O quidditch para muggles pode ter nascido do fantástico universo de Harry Potter, mas rapidamente se embrenhou nas polémicas do mundo real. Do mundo real, mais ou menos, do Twitter, quando J. K. Rowling, lançou uma série de tiradas acusadas de serem transfóbicas. Algo que levou as ligas americanas de quidditch, que ganhavam crescente popularidade no circuito de desporto universitário, a decidir mudar de nome, para cortar a ligação à autora.
Para quem não faz ideia do que estamos a falar, quidditch é o desporto favorito de Harry Potter. No quidditch para muggles (ou pessoas não-mágicas), que chegou a ser ponderado como potencial desporto olímpico, em vez de feiticeiros a voar em vassouras, temos orgulhosos nerds a correr pelo campo com canos de PVC no meio das pernas, tentando marcar pontos ao atirar uma bola de voleibol, ou quaffle, no jargão mágico, através de um aro.
Pelo meio, à falta de bolas encantadas para derrubar jogadores, ou blugers, joga-se uma espécie de jogo do mata, enquanto um membro de cada equipa, os seekers, tentam apanhar a snitch dourada, para terminar o jogo. Só que, em vez de tentar apanhar uma diminuta e frenética bola com asas, temos uma bola amarela presa à traseira de um jogador neutro, que corre pelo campo.
Para muitos observadores, sobretudo os que não cresceram a ler a saga Harry Potter e a imaginar como seria jogar quidditch, pode parecer um jogo ridículo. Contudo, para aficionados, este desporto tornou-se uma comunidade onde podiam conhecer outros fãs, um refúgio para gente que sentia que não se encaixava em lado nenhum, muitas vezes por uma questão de orientação sexual ou de género.
Daí que seja um dos desportos universitários americanos mais inclusivos, misto, com regras que proíbem que uma equipa tenha mais de quatro pessoas que se identifiquem do mesmo género em campo, com a federação US Quidditch a ostentar as cores da bandeira LGBT+ no seu símbolo. Não é de estranhar que os sucessivos comentários de J. K. Rowling quanto a pessoas transexuais tenham criado cada vez mais celeuma entre os atletas.
Na prática, ao longo dos últimos anos a autora tem-se batido contra a noção de que sexo – o que temos no meio das pernas – é diferente de género, o «conjunto de propriedades atribuídas social e culturalmente em relação ao sexo dos indivíduos», como descreve o dicionário Priberam.
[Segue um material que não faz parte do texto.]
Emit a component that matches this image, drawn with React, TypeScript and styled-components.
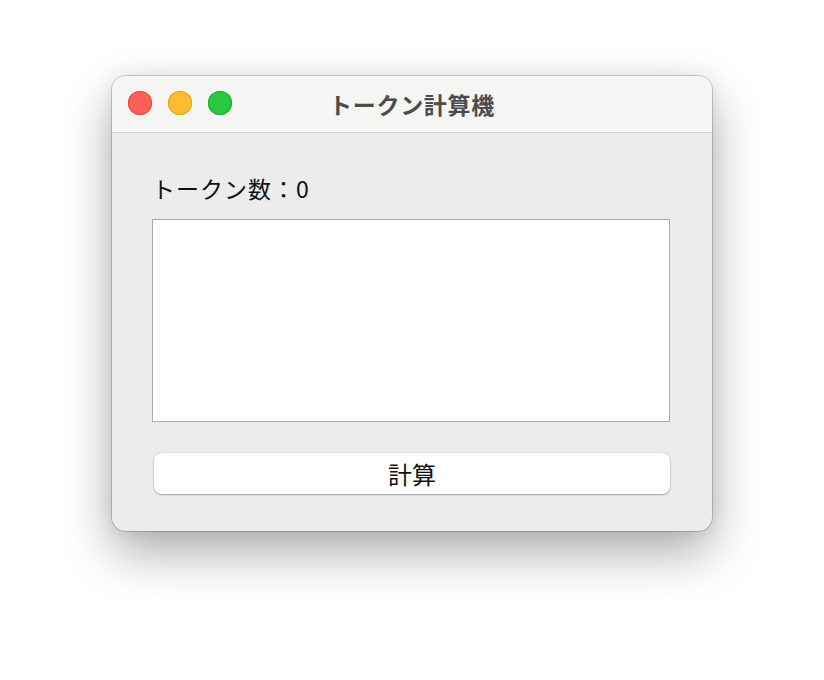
import React from "react";
import styled, { createGlobalStyle } from "styled-components";

const Global = createGlobalStyle`
  html, body { margin: 0; padding: 0; background: #ffffff; }
  body { font-family: "Noto Sans CJK JP", "Noto Sans", sans-serif; }
`;

const Page = styled.div`
  display: flex;
  justify-content: center;
  padding-top: 76px;
  height: 680px;
  box-sizing: border-box;
`;

const Window = styled.div`
  width: 600px;
  height: 455px;
  border-radius: 14px;
  background: #ececec;
  box-shadow: 0 0 0 1px rgba(0,0,0,0.18), 0 22px 50px rgba(0,0,0,0.32), 0 0 20px rgba(0,0,0,0.08);
  overflow: hidden;
  display: flex;
  flex-direction: column;
`;

const TitleBar = styled.div`
  position: relative;
  height: 56px;
  background: #f5f5f4;
  border-bottom: 1px solid #d3d3d3;
  display: flex;
  align-items: center;
  justify-content: center;
  flex-shrink: 0;
`;

const Lights = styled.div`
  position: absolute;
  left: 16px;
  top: 15px;
  display: flex;
  gap: 16px;
`;

const Light = styled.span<{ $fill: string; $edge: string }>`
  width: 24px;
  height: 24px;
  border-radius: 50%;
  background: ${(p) => p.$fill};
  box-shadow: inset 0 0 0 1px ${(p) => p.$edge};
  box-sizing: border-box;
`;

const Title = styled.div`
  font-size: 23px;
  font-weight: 700;
  color: #4c4c4c;
  margin-top: -1px;
  letter-spacing: 0.7px;
`;

const Content = styled.div`
  display: flex;
  flex-direction: column;
  padding: 41px 42px 0 40px;
`;

const Label = styled.div`
  font-size: 23px;
  line-height: 28px;
  color: #111;
  height: 28px;
  margin-bottom: 17px;
  letter-spacing: 1px;
`;

const TextArea = styled.textarea`
  width: 518px;
  height: 203px;
  box-sizing: border-box;
  border: 1px solid #a9a9a9;
  background: #ffffff;
  resize: none;
  outline: none;
  margin: 0;
  padding: 4px;
  display: block;
`;

const Button = styled.button`
  margin: 31px 0 0 2px;
  width: 516px;
  height: 41px;
  border: none;
  border-radius: 8px;
  background: #ffffff;
  box-shadow: 0 0 0 0.5px rgba(0,0,0,0.12), 0 1px 2px rgba(0,0,0,0.28);
  font-family: "Noto Sans CJK JP", "Noto Sans", sans-serif;
  font-size: 24px;
  color: #111;
  display: flex;
  align-items: center;
  justify-content: center;
  padding: 0;
`;

export default function App() {
  return (
    <>
      <Global />
      <Page>
        <Window>
          <TitleBar>
            <Lights>
              <Light $fill="#ff5f57" $edge="#e2463f" />
              <Light $fill="#febc2e" $edge="#e1a116" />
              <Light $fill="#28c840" $edge="#14ae2b" />
            </Lights>
            <Title>トークン計算機</Title>
          </TitleBar>
          <Content>
            <Label>トークン数：0</Label>
            <TextArea />
            <Button>計算</Button>
          </Content>
        </Window>
      </Page>
    </>
  );
}
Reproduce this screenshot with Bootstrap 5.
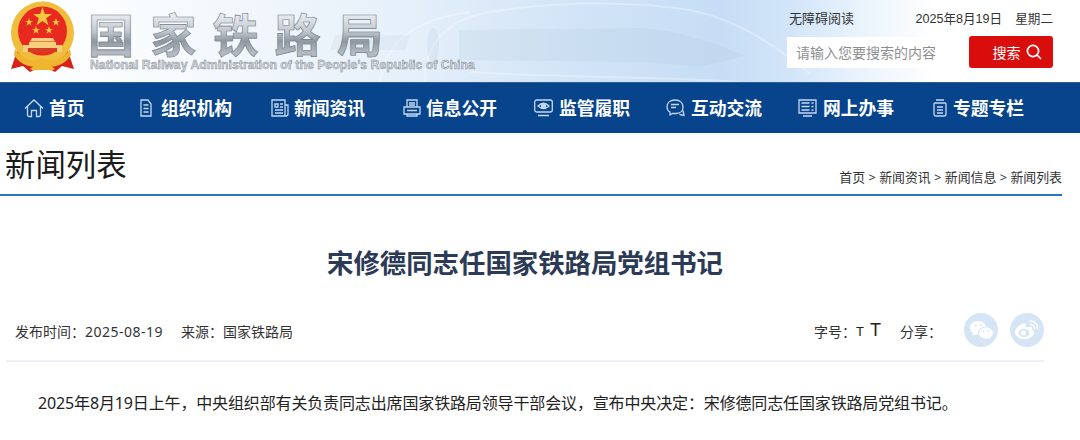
<!DOCTYPE html>
<html lang="zh-CN">
<head>
<meta charset="utf-8">
<title>宋修德同志任国家铁路局党组书记</title>
<link href="https://cdn.jsdelivr.net/npm/bootstrap@5.3.0/dist/css/bootstrap.min.css" rel="stylesheet">
<style>
html,body{height:440px;overflow:hidden;background:#fff}
body{font-family:"Noto Sans","Noto Sans CJK SC",sans-serif;color:#333;font-size:14px}
.hdr{height:82px;position:relative;overflow:hidden;background:linear-gradient(90deg,#fff 0,#f8fbfd 150px,#e6f0fa 400px,#d3e5f7 560px,#c6ddf5 720px,#d2e5f8 790px,#e9f3fc 860px,#fff 935px)}
.hdr-bg{position:absolute;left:0;top:0;pointer-events:none}
.hdr-in{position:relative;height:82px;padding-left:10px}
.emblem{width:65px;height:72px;margin-top:1px;flex:none}
.brand{margin-left:13px}
.brand-cn{font-size:46px;line-height:52px;font-weight:700;letter-spacing:16.2px;height:52px;margin-top:6px;white-space:nowrap;background:linear-gradient(180deg,#eef1f4 12%,#c3c9cf 48%,#8f98a2 68%,#b4bac1 90%);-webkit-background-clip:text;background-clip:text;color:transparent;-webkit-text-stroke:.6px #78828d;font-family:"Noto Sans CJK SC",sans-serif}
.brand-en{font-size:12.28px;line-height:14px;font-weight:700;white-space:nowrap;color:#d4d8dd;-webkit-text-stroke:.45px #7f8993;font-family:"Liberation Sans",sans-serif;margin-left:2px}
.hdr-r{width:266px;margin-right:27px;margin-left:auto}
.toplinks{height:36px;padding-top:9px;line-height:20px;font-size:13px;color:#333;padding-left:2px;font-family:"Liberation Sans","Noto Sans CJK SC",sans-serif}
.tdate{font-size:12.6px}
.wk{margin-left:13px}
.srch{height:32px;display:flex}
.srch-in{width:182px;height:31px;margin-top:1px;background:#fff;font-size:14px;padding:0 9px;line-height:31px;border:0;border-radius:0;box-shadow:none;flex:none}
.srch-in::placeholder{color:#8f8f8f;opacity:1}
.srch-btn{width:84px;height:32px;background:#da0d0d;color:#fff;border:0;border-radius:3px;font-size:14px;padding:0 0 0 12px;display:flex;align-items:center;justify-content:center;gap:5px;flex:none}
.srch-btn:hover{background:#da0d0d;color:#fff}
.mainnav{height:51px;background:#07448c;border-top:1px solid #2a5f9e;padding-left:23px;flex-wrap:nowrap}
.mainnav a{color:#fff;font-weight:700;font-size:17.8px;text-decoration:none;display:flex;align-items:center;line-height:50px;white-space:nowrap;width:132px}
.mainnav svg{flex:none;margin-left:1px;margin-right:6px}
.mainnav a:nth-child(1){width:116px}
.mainnav a:nth-child(1) svg{margin-right:5px}
.mainnav a:nth-child(2){width:131px}
.mainnav a:nth-child(2) svg{margin-right:9px}
.mainnav a:nth-child(3) svg,.mainnav a:nth-child(4) svg{margin-right:5px}
.mainnav a:nth-child(4){width:131px}
.mainnav a:nth-child(7){width:135px}
.crumbrow{height:63px;width:1062px;border-bottom:2px solid #2b73c4;padding-left:5px}
.crumbrow h1{font-size:30.4px;font-weight:400;color:#1a1a1a;margin:0;line-height:44px;padding-top:10px;height:61px}
.crumbs{font-size:12.9px;color:#333;line-height:18px;margin-bottom:8px;white-space:nowrap}
.atitle{width:1050px;font-size:26.4px;font-weight:700;color:#2b3a55;text-align:center;margin:47px 0 0;line-height:40px;height:40px}
.ameta{width:1038px;margin-left:6px;margin-top:29px;padding-left:9px;border-bottom:2px solid #eef2f8;height:50px;font-size:14px;color:#333;align-items:flex-start}
.ameta-l,.ameta-r{height:38px;display:flex;align-items:center}
.adate{letter-spacing:.5px}
.asrc{margin-left:18px}
.fs-sm,.fs-lg{color:#222;font-family:"Liberation Sans",sans-serif;line-height:1}
.fs-sm{font-size:13px}
.fs-lg{font-size:18px;margin-left:6px;margin-top:-3px}
.share{margin-left:19px;margin-right:22px}
.sico{width:34px;height:34px;border-radius:50%;background:#d5e5f6;display:flex;align-items:center;justify-content:center;flex:none;margin-top:-2px}
.sico+.sico{margin-left:12px}
.abody{margin:29px 0 0;padding-left:38px;font-size:16px;line-height:24px;color:#222;white-space:nowrap;letter-spacing:-.14px}
</style>
</head>
<body>
<header class="hdr">
<svg class="hdr-bg" width="1080" height="82" viewBox="0 0 1080 82" fill="none">
<g stroke="#fff" stroke-opacity=".3" stroke-width="2">
<path d="M425 82 C425 45 445 20 490 12 C560 0 640 2 690 10 C730 18 770 40 810 74"/>
<path d="M380 82 C385 45 410 20 470 12"/>
<path d="M470 72 C560 78 660 76 740 82"/>
</g>
<path d="M459 30 L640 28 C680 30 720 45 745 56 L702 66 L640 62 L459 60 Z" fill="#9fb4c9" fill-opacity=".12"/>
<ellipse cx="433" cy="45" rx="6" ry="17" fill="#9fb4c9" fill-opacity=".12"/>
<path d="M335 35 H410 L405 50 H330 Z" fill="#9fb4c9" fill-opacity=".1"/>
</svg>
<div class="hdr-in d-flex">
<svg class="emblem" viewBox="0 0 65 72">
<path d="M7 50 L1 68 L13 65 L20 71 L29 66 L36 66 L45 71 L52 65 L64 68 L58 50 Z" fill="#d8211b"/>
<circle cx="32.500" cy="32" r="31.500" fill="#f1bd3c"/>
<circle cx="32.500" cy="30" r="24.500" fill="#e7291f"/>
<path d="M5 48 C12 59 24 62 32.500 57 C41 62 53 59 60 48 L61 54 C53 66 41 68 32.500 63 C24 68 12 66 4 54Z" fill="#efb52f"/>
<path d="M25 60h15v9H25z" fill="#efb52f"/>
<path d="M20 68l7-6 2 2-5 6zM45 68l-7-6-2 2 5 6z" fill="#efb52f"/>
<path d="M32.500 6l2.300 7h7.300l-5.900 4.300 2.300 7-6-4.300-6 4.300 2.300-7-5.900-4.300h7.300z" fill="#f6c63c"/>
<g fill="#f6c63c"><path d="M19 17l1 3h3l-2.500 1.800 1 3L19 23l-2.500 1.800 1-3L15 20h3z"/><path d="M46 17l1 3h3l-2.500 1.800 1 3L46 23l-2.500 1.800 1-3L42 20h3z"/><path d="M26 25l1 3h3l-2.500 1.800 1 3L26 31l-2.500 1.800 1-3L22 28h3z"/><path d="M39 25l1 3h3l-2.500 1.800 1 3L39 31l-2.500 1.800 1-3L35 28h3z"/></g>
<path d="M22 37h21l2 3.500H20zM19 41h27v3H19zM13 44h39v7H13z" fill="#f3cf7e"/>
<path d="M18 47h29v4H18z" fill="#d63d25"/>
</svg>
<div class="brand">
<div class="brand-cn">国家铁路局</div>
<div class="brand-en">National Railway Administration of the People's Republic of China</div>
</div>
<div class="hdr-r">
<div class="toplinks d-flex justify-content-between"><span>无障碍阅读</span><span class="tdate">2025年8月19日<span class="wk">星期二</span></span></div>
<div class="srch">
<input class="form-control srch-in" type="text" placeholder="请输入您要搜索的内容" aria-label="搜索">
<button class="btn srch-btn" type="button">搜索
<svg width="16" height="16" viewBox="0 0 16 16" fill="none" stroke="#fff" stroke-width="1.700"><circle cx="7" cy="7" r="5.600"/><path d="M11 11l4 4"/></svg>
</button>
</div>
</div>
</div>
</header>

<nav class="mainnav d-flex">
<a href="#"><svg width="20" height="20" viewBox="0 0 20 20" fill="none" stroke="#c4d8ee" stroke-width="1.300"><path d="M1 10.500 L10 2 L19 10.500 M3.500 8.500 V17 Q3.500 18.500 5 18.500 H7.500 V12.500 H12.500 V18.500 H15 Q16.500 18.500 16.500 17 V8.500"/></svg>首页</a>
<a href="#"><svg width="12" height="18" viewBox="0 0 12 18" fill="none" stroke="#c4d8ee" stroke-width="1.300"><path d="M1 1H8L11 5V17H1ZM3.500 6H8.500M3.500 9.500H8.500M3.500 13H8.500"/></svg>组织机构</a>
<a href="#"><svg width="18" height="18" viewBox="0 0 18 18" fill="none" stroke="#c4d8ee" stroke-width="1.300"><path d="M1 1H14V17H1ZM14 6H17V15Q17 17 15 17H14M4 5H7V8H4ZM9 5H12M9 8H12M4 11H12M4 14H12"/></svg>新闻资讯</a>
<a href="#"><svg width="18" height="18" viewBox="0 0 18 18" fill="none" stroke="#c4d8ee" stroke-width="1.300"><path d="M4 8V1H14V8M1 8H17V15H1ZM6 4H12M6 6H12M4 15V17H14V15M4 11.500H14"/></svg>信息公开</a>
<a href="#"><svg width="19" height="18" viewBox="0 0 19 18" fill="none" stroke="#c4d8ee" stroke-width="1.300"><rect x=".7" y="1" width="17.600" height="12" rx="2"/><path d="M4 7Q9.500 1.500 15 7Q9.500 12 4 7ZM4 16.500H15"/><circle cx="9.500" cy="7" r="2" fill="#c4d8ee"/></svg>监管履职</a>
<a href="#"><svg width="19" height="18" viewBox="0 0 19 18" fill="none" stroke="#c4d8ee" stroke-width="1.300"><path d="M9 1C4 1 1 4 1 8C1 10 2 12 4 13V16L7 14.300C8 14.500 9 14.500 10 14.500C15 14.500 17 11 17 8C17 4 14 1 9 1ZM5 8.500H10M5 5.500H13M17 11.500L18 16.500L13.500 15.500"/></svg>互动交流</a>
<a href="#"><svg width="19" height="18" viewBox="0 0 19 18" fill="none" stroke="#c4d8ee" stroke-width="1.300"><path d="M1 1H18V14H1ZM3.500 4H11.500M3.500 7.500H11.500M3.500 11H11.500M13.500 4H15.500M13.500 7.500H15.500M13.500 11H15.500M5 17H14"/></svg>网上办事</a>
<a href="#"><svg width="14" height="18" viewBox="0 0 14 18" fill="none" stroke="#c4d8ee" stroke-width="1.300"><path d="M3 1H11M2 4H12Q13 4 13 5V15Q13 17 11 17H3Q1 17 1 15V5Q1 4 2 4ZM4 8H10M4 11H10M4 14H10"/></svg>专题专栏</a>
</nav>

<div class="crumbrow d-flex justify-content-between align-items-end">
<h1>新闻列表</h1>
<div class="crumbs">首页 &gt; 新闻资讯 &gt; 新闻信息 &gt; 新闻列表</div>
</div>

<h2 class="atitle">宋修德同志任国家铁路局党组书记</h2>

<div class="ameta d-flex justify-content-between">
<div class="ameta-l"><span>发布时间&#xFF1A;<span class="adate">2025-08-19</span></span><span class="asrc">来源&#xFF1A;国家铁路局</span></div>
<div class="ameta-r">
<span>字号&#xFF1A;</span><span class="fs-sm">T</span><span class="fs-lg">T</span>
<span class="share">分享&#xFF1A;</span>
<span class="sico"><svg width="23" height="20" viewBox="0 0 22 19" fill="#fff"><path d="M8 1C3.600 1 0 4 0 7.600C0 9.700 1.200 11.500 3 12.800L2.300 15L4.800 13.700C5.800 14 6.800 14.200 7.800 14.200C7.600 13.600 7.500 13 7.500 12.400C7.500 9 10.700 6.400 14.700 6.400H15.500C14.700 3.300 11.600 1 8 1Z"/><path d="M22 12.300C22 9.300 19 7 15.300 7C11.500 7 8.600 9.300 8.600 12.300C8.600 15.300 11.500 17.600 15.300 17.600C16.100 17.600 16.800 17.500 17.600 17.300L19.700 18.500L19.100 16.600C20.800 15.500 22 14 22 12.300Z"/><g fill="#d5e5f6"><circle cx="5.500" cy="5.200" r="1"/><circle cx="10.500" cy="5.200" r="1"/><circle cx="13" cy="10.500" r=".8"/><circle cx="17.500" cy="10.500" r=".8"/></g></svg></span>
<span class="sico"><svg width="24" height="20" viewBox="0 0 24 20" fill="#fff"><path d="M17 9.700C16.500 9.500 17 8.500 17 8C16.800 6 13.500 6.500 11.200 7.500C11.200 7.500 10.400 7.800 10.600 7C11 5.500 11 4.200 10 3.500C8.500 2.500 4.500 4.500 2 7.500C0.800 9 0 10.500 0 12.500C0 16.500 5 19 9.500 19C15 19 19 15.500 19 12.500C19 11 18 10.100 17 9.700Z"/><ellipse cx="9" cy="13" rx="5.500" ry="4" fill="#d5e5f6"/><circle cx="8.500" cy="13" r="2.500" fill="#fff"/><path d="M15 1C19 .5 23 4 22.500 9M15.500 4.500C17.500 4 20 6 19.300 8.500" fill="none" stroke="#fff" stroke-width="1.600" stroke-linecap="round"/></svg></span>
</div>
</div>

<p class="abody">2025年8月19日上午&#xFF0C;中央组织部有关负责同志出席国家铁路局领导干部会议&#xFF0C;宣布中央决定&#xFF1A;宋修德同志任国家铁路局党组书记。</p>
<script src="https://cdn.jsdelivr.net/npm/bootstrap@5.3.0/dist/js/bootstrap.bundle.min.js"></script>
</body>
</html>
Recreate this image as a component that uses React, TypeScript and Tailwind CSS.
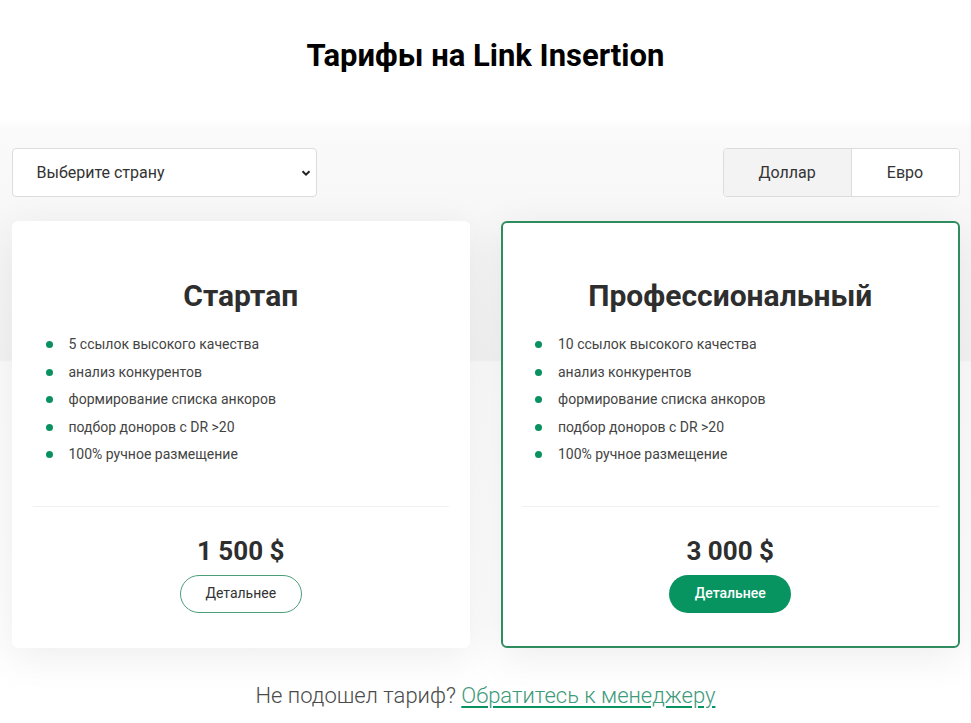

Ou seja, disputando que pessoas trans sejam de facto consideradas como do género com que se identificam.
J. K. Rowling, em tempos celebrada como apaixonada defensora dos direitos das mulheres e pessoas LGBT+, cada vez mais adotou o rótulo de TERF (acrónimo de ‘feminista radical trans-excludente’), inclusive recomendando aos seus milhões de admiradores que acompanhassem páginas do tipo, onde se vendiam camisolas estampadas com mensagens como «que se lixem os teus pronomes».
Cada vez mais vilipendiada nas redes sociais, J. K. Rowling explicou a origem das suas posições, defendendo que «se o sexo não é real, então a experiência vivida pelas mulheres globalmente é apagada», e salientando que ela mesma é sobrevivente de abusos sexuais e violência doméstica. A sua explicação não chegou para as principais ligas do desporto que inspirou, a US Quidditch e a Major League Quidditch, que irão mudar de nome.
«As ligas esperam que uma mudança de nome possa ajudá-las a continuar a distanciar-se dos trabalhos de J. K Rowling, que tem estado sob crescente escrutínio pelas suas posições anti-trans», anunciaram em comunicado.